I get up at about ten am and make breakfast for my wife and I, and then I take the trash to the dump, and then around noon I can get back to work. I figure out how I’m going to handle multiple levels, and get a couple working. I add locked doors and the gold keys. I add the text popups. Then I add spike traps, something that wasn’t in the original design at all. They take about ten minutes to make and become an integral part of the game. It’s now about four pm, and the ludumdare website is slow as I’ve ever seen it. Plus, there’s a giant thunderstorm outside and my power has already flickered once. And PoV hasn’t yet announced his plan to extend submissions, or I hadn’t seen it, so I packaged up what I had and submitted it while I still could.
What went right:
Using flashpunk. This is my first AS3 game ever, and I’m amazed by how much I accomplished by using Flashpunk. I decided on my tools early, and spent the week before ludumdare learning about actionscript3, and flashpunk, and the Ogmo tilemap editor. This preparation, and the simplicity of working in the language, really paid off when real life got in the way.
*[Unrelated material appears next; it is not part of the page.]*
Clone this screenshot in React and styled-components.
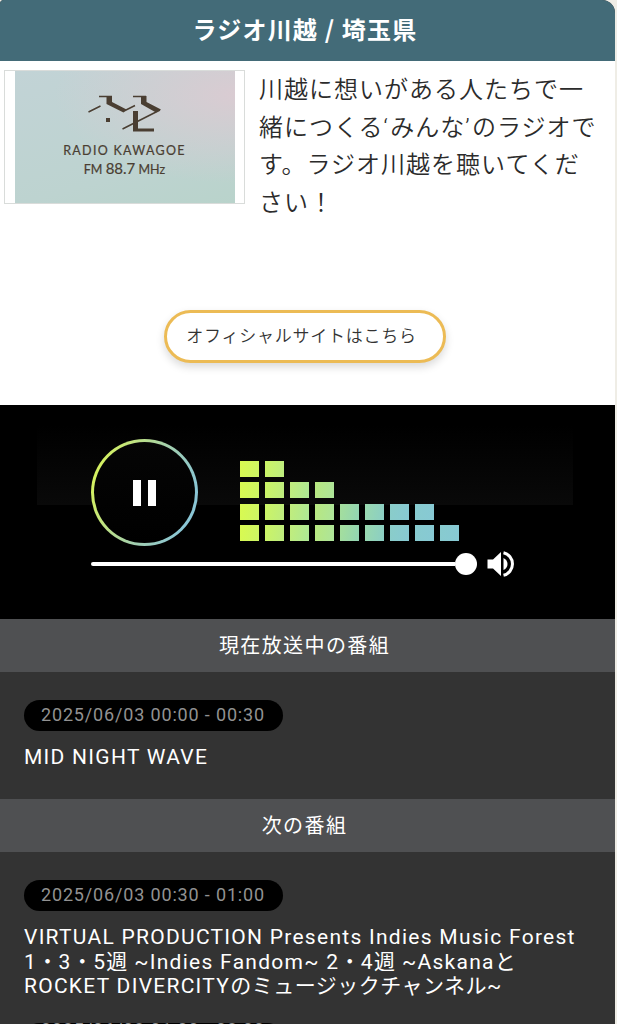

Planning for possible themes in advance. When the theme was announced, I didn’t have to brainstorm; I could just get right to work.
Keeping the scope small. Because of my inexperience with flash, I was able to keep myself from expanding the game into some huge monstrosity; I only knew how to do simple things in the language, so I had to keep the game simple. Flashpunk helped as wall, because while it’s a powerful piece of software it also encourages you to do things in a simple manner. Don’t setup a system of collision response callbacks, just call collide(…) in the object’s update function and do something if it’s colliding; simple things like that.
What went wrong:
I knew in advance I wanted to go with small, pixelated graphics, so why didn’t I practice with the medium before hand? If I had, maybe it wouldn’t be called Blockhead Can’t Escape, but instead Pixel Dude Can’t Escape.
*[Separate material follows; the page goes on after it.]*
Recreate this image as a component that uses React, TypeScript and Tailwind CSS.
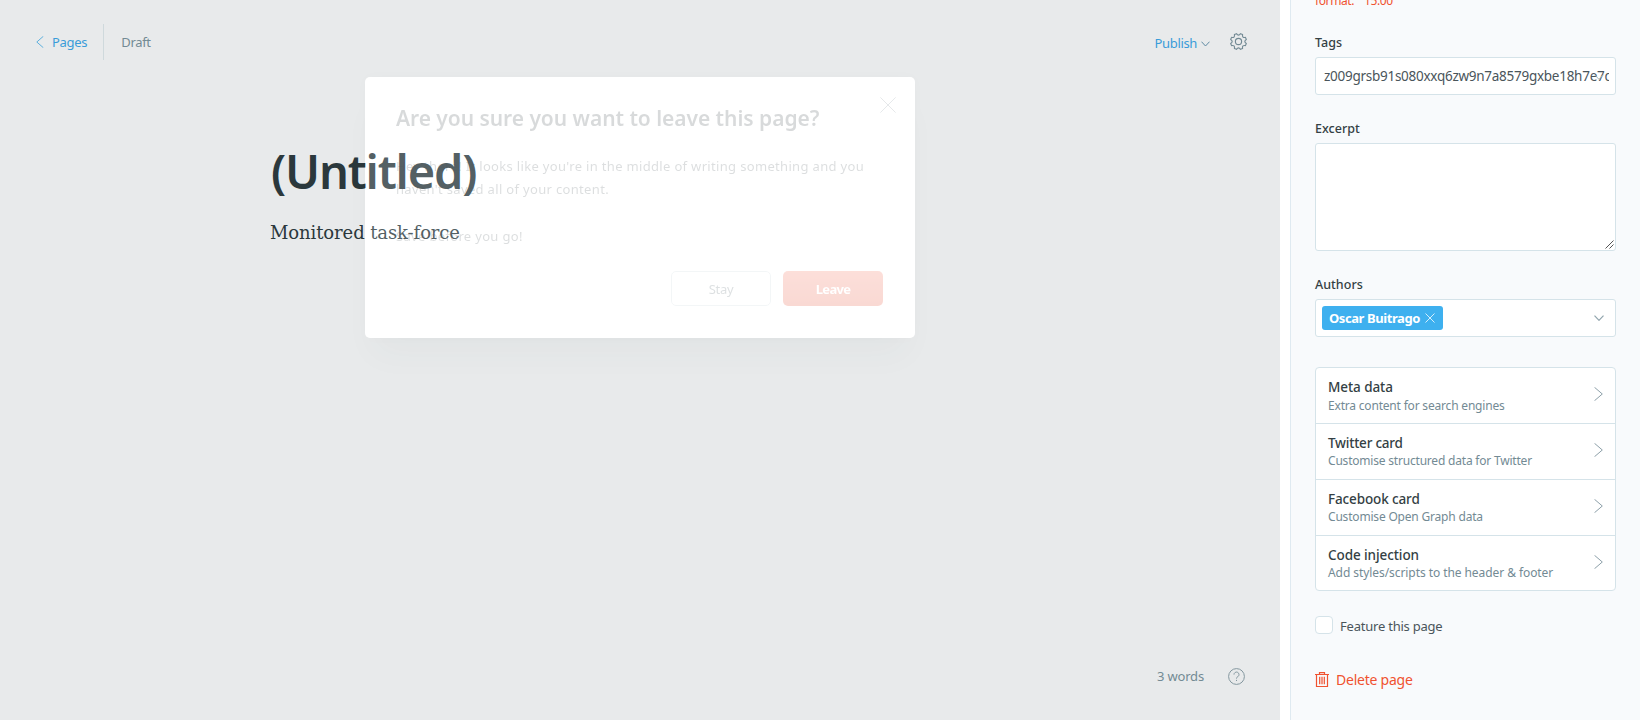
import type { ReactNode } from "react";

const point = (radius: number, degrees: number) => {
  const a = (degrees * Math.PI) / 180;
  return `${(12 + radius * Math.cos(a)).toFixed(2)} ${(12 + radius * Math.sin(a)).toFixed(2)}`;
};

const gearPath =
  Array.from({ length: 8 }, (_, i) => {
    const mid = i * 45 + 22.5;
    return `${i === 0 ? "M" : "L"}${point(11.4, mid - 8)}L${point(11.4, mid + 8)}Q${point(6.8, mid + 22.5)} ${point(11.4, mid + 37)}`;
  }).join("") + "Z";

function GearIcon() {
  return (
    <svg className="-mt-px size-[17px] text-[#738a94]" viewBox="0 0 24 24" fill="none" stroke="currentColor" strokeWidth="1.6" strokeLinejoin="round">
      <path d={gearPath} />
      <circle cx="12" cy="12" r="4.4" />
    </svg>
  );
}

function TrashIcon() {
  return (
    <svg className="-mt-[2px] h-[15px] w-[14px] shrink-0 text-[#f05230]" viewBox="0 0 14 15" fill="none" stroke="currentColor">
      <path d="M0 2.5h14M4.5 2.5v-1.8h5v1.8M1.5 2.5v12h11v-12M4.7 4.8v7.4M7 4.8v7.4M9.3 4.8v7.4" strokeWidth="1.2" />
    </svg>
  );
}

function Label({ children }: { children: ReactNode }) {
  return <div className="mb-1 h-5 text-[12.5px] leading-5 font-medium tracking-[0.02px] text-[#343f44]">{children}</div>;
}

function CardRow({ title, note, titleClass, noteClass }: { title: string; note: string; titleClass: string; noteClass: string }) {
  return (
    <div className="flex h-14 justify-between border-b border-[#d5e3e9] pt-[9px] pr-3 pl-3 whitespace-nowrap last:h-[54px] last:border-b-0">
      <div>
        <div className={`h-5 text-[13.5px] leading-5 font-medium text-[#343f44] ${titleClass}`}>{title}</div>
        <div className={`h-[18px] text-[12px] text-[#738a94] ${noteClass}`}>{note}</div>
      </div>
      <svg className="mt-[10px] h-[14px] w-[9px]" viewBox="0 0 9 14" fill="none" stroke="#8c9fa8">
        <path d="M.5.3 8.3 7 .5 13.7" />
      </svg>
    </div>
  );
}

function Editor() {
  return (
    <main className="flex h-full w-[1280px] shrink-0 flex-col bg-[#e8eaeb]">
      <header className="flex h-[84px] items-center justify-between pr-[33px] pl-9 text-[13px] leading-5">
        <div className="flex items-center">
          <svg className="h-3 w-2" viewBox="0 0 8 12" fill="none" stroke="#5fb0dd">
            <path d="M7.3.3.8 6l6.5 5.7" />
          </svg>
          <span className="ml-2 tracking-[-0.3px] text-[#3a9cd9]">Pages</span>
          <span className="ml-4 h-9 w-px bg-[#cfd9dc]" />
          <span className="ml-[17px] tracking-[-0.31px] text-[#738a94]">Draft</span>
        </div>
        <div className="flex items-center">
          <span className="mt-[2px] tracking-[-0.34px] text-[#3a9cd9]">Publish</span>
          <svg className="mt-[3px] ml-1 h-[6px] w-[9px]" viewBox="0 0 9 6" fill="none" stroke="#5f8ba3">
            <path d="M.5.7 4.5 5 8.5.7" />
          </svg>
          <span className="ml-5">
            <GearIcon />
          </span>
        </div>
      </header>
      <section className="flex-1 pt-[53px] pl-[271px]">
        <h1 className="h-[68px] text-[47px] leading-[69px] font-semibold tracking-[-1.2px] text-[#2b383c]">(Untitled)</h1>
        <p className="mt-[14px] -ml-px h-7 font-['DejaVu_Serif',serif] text-[18px] leading-7 tracking-[-0.1px] text-[#2b383c]">Monitored task-force</p>
      </section>
      <footer className="flex h-[88px] items-center justify-end pr-[35px]">
        <span className="text-[13px] leading-5 tracking-[-0.18px] text-[#738a94]">3 words</span>
        <svg className="ml-6 size-[17px]" viewBox="0 0 17 17" fill="none" stroke="#84979f">
          <circle cx="8.5" cy="8.5" r="7.9" />
          <path d="M6 6.6a2.5 2.5 0 1 1 3.8 2.1c-.9.5-1.3.9-1.3 1.9M8.5 11.9v1.1" />
        </svg>
      </footer>
    </main>
  );
}

function Settings() {
  return (
    <aside className="ml-[10px] flex h-full w-[350px] flex-col overflow-hidden border-l border-[#dfeaf1] bg-[#f8fafc] pr-6 pl-6">
      <p className="-mt-[9px] mb-[22px] h-5 shrink-0 text-[12px] leading-5 tracking-[-0.4px] whitespace-pre text-[#f05230]">{'format:  "15:00"'}</p>
      <Label>Tags</Label>
      <div className="relative mb-6 h-[38px] rounded-[3px] border border-[#d5e3e9] bg-white pr-[6px] pl-2">
        <div className="h-9 overflow-hidden text-[13.5px] leading-[37px] tracking-[-0.27px] whitespace-nowrap text-[#4a555b]">z009grsb91s080xxq6zw9n7a8579gxbe18h7e7d</div>
        <svg className="absolute top-4 right-[11px] h-[6px] w-[10px]" viewBox="0 0 10 6" fill="none" stroke="#a3b4bb">
          <path d="M.5.7 5 5.3 9.5.7" />
        </svg>
      </div>
      <Label>Excerpt</Label>
      <div className="mb-6 flex h-[108px] items-end justify-end rounded-[3px] border border-[#d5e3e9] bg-white p-px">
        <svg className="size-[9px]" viewBox="0 0 9 9" fill="none" stroke="#555">
          <path d="M.5 8.5l8-8M4.5 8.5l4-4" />
        </svg>
      </div>
      <Label>Authors</Label>
      <div className="mb-[30px] flex h-[38px] items-center justify-between rounded-[3px] border border-[#d5e3e9] bg-white pr-[11px] pl-[6px]">
        <span className="flex h-6 w-[121px] items-center rounded-[3px] bg-[#3eb0ef] pl-[7px] text-[13px] font-bold tracking-[-0.42px] whitespace-nowrap text-white">
          <span className="leading-6">Oscar Buitrago</span>
          <svg className="ml-[5px] size-[10px]" viewBox="0 0 10 10" fill="none" stroke="#d4eefc">
            <path d="M.5.5l9 9M9.5.5l-9 9" />
          </svg>
        </span>
        <svg className="h-[6px] w-[10px]" viewBox="0 0 10 6" fill="none" stroke="#8fa3ac" strokeWidth="1.2">
          <path d="M.5.7 5 5.3 9.5.7" />
        </svg>
      </div>
      <div className="mb-[25px] h-56 shrink-0 rounded-[4px] border border-[#d5e3e9] bg-white">
        <CardRow title="Meta data" note="Extra content for search engines" titleClass="tracking-[-0.08px]" noteClass="leading-[17px] tracking-[-0.19px]" />
        <CardRow title="Twitter card" note="Customise structured data for Twitter" titleClass="tracking-[-0.22px]" noteClass="leading-[15px] tracking-[-0.2px]" />
        <CardRow title="Facebook card" note="Customise Open Graph data" titleClass="tracking-[-0.13px]" noteClass="leading-[15px] tracking-[-0.19px]" />
        <CardRow title="Code injection" note="Add styles/scripts to the header & footer" titleClass="tracking-[-0.08px]" noteClass="leading-[15px] tracking-[-0.07px]" />
      </div>
      <div className="flex h-[18px] items-center">
        <span className="size-[18px] rounded-[4px] border border-[#d5e3e9] bg-white" />
        <span className="mt-px ml-[7px] text-[13px] leading-5 tracking-[-0.22px] text-[#4a555b]">Feature this page</span>
      </div>
      <div className="mt-9 flex h-5 items-center">
        <TrashIcon />
        <span className="ml-[7px] text-[14px] leading-5 tracking-[-0.24px] text-[#f05230]">Delete page</span>
      </div>
    </aside>
  );
}

function LeaveDialog() {
  return (
    <div className="absolute top-[77px] left-[365px] h-[261px] w-[550px] rounded-[5px] bg-white/18 shadow-[0_0_12px_rgba(60,90,90,0.02),0_24px_32px_-8px_rgba(60,90,90,0.035)] backdrop-brightness-110">
      <div className="flex h-full flex-col pt-[27px] pr-8 pb-8 pl-[31px] opacity-[0.19]">
        <svg className="absolute top-5 right-[19px] size-4" viewBox="0 0 16 16" fill="none" stroke="#7d8c93">
          <path d="M.4.4l15.2 15.2M15.6.4.4 15.6" />
        </svg>
        <h2 className="h-7 text-[21px] leading-[29px] font-semibold tracking-[-0.05px] whitespace-nowrap text-[#343f44]">Are you sure you want to leave this page?</h2>
        <p className="mt-[23px] h-[93px] text-[13px] leading-[23.3px] tracking-[0.33px] whitespace-nowrap text-[#4a555b]">
          Hey there! It looks like you're in the middle of writing something and you
          <br />
          haven't saved all of your content.
          <br />
          <br />
          Save before you go!
        </p>
        <div className="mt-[23px] flex justify-end gap-3 text-[13px]">
          <button className="h-[35px] w-[100px] rounded-[5px] border border-[#c5d2d8] pt-[2px] tracking-[-0.32px] text-[#4f6068]">Stay</button>
          <button className="h-[35px] w-[100px] rounded-[5px] bg-linear-to-b from-[#f5593d] to-[#e2391b] pt-[2px] font-bold tracking-[-0.7px] text-white">Leave</button>
        </div>
      </div>
    </div>
  );
}

export default function App() {
  return (
    <div className="relative flex h-[720px] w-[1640px] overflow-hidden bg-white font-['Noto_Sans',sans-serif]">
      <Editor />
      <Settings />
      <LeaveDialog />
    </div>
  );
}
Second-guessing the time limit. I was afraid I wouldn’t get to submit at all, so I submitted too soon. I could have used that time to create many more levels. The website worked fine all night, and I never lost power for more than five minutes at a stretch, it would have been fine.. but, once I submitted, I lost all drive to work on the game. I could have polished and re-submitted before ten, but, I didn’t.
I should have gotten Saturday off. I never plan for these things far enough in advance.
I’d like to expand the game; or rather, rebuild it; with more levels, a unifying theme, and better graphics. The feedback I’ve gotten has been positive, but for one thing – it’s way too short! – so people seem to like it. Maybe I’ll do that, but for now, that’s all I have to say about Blockhead Can’t Escape.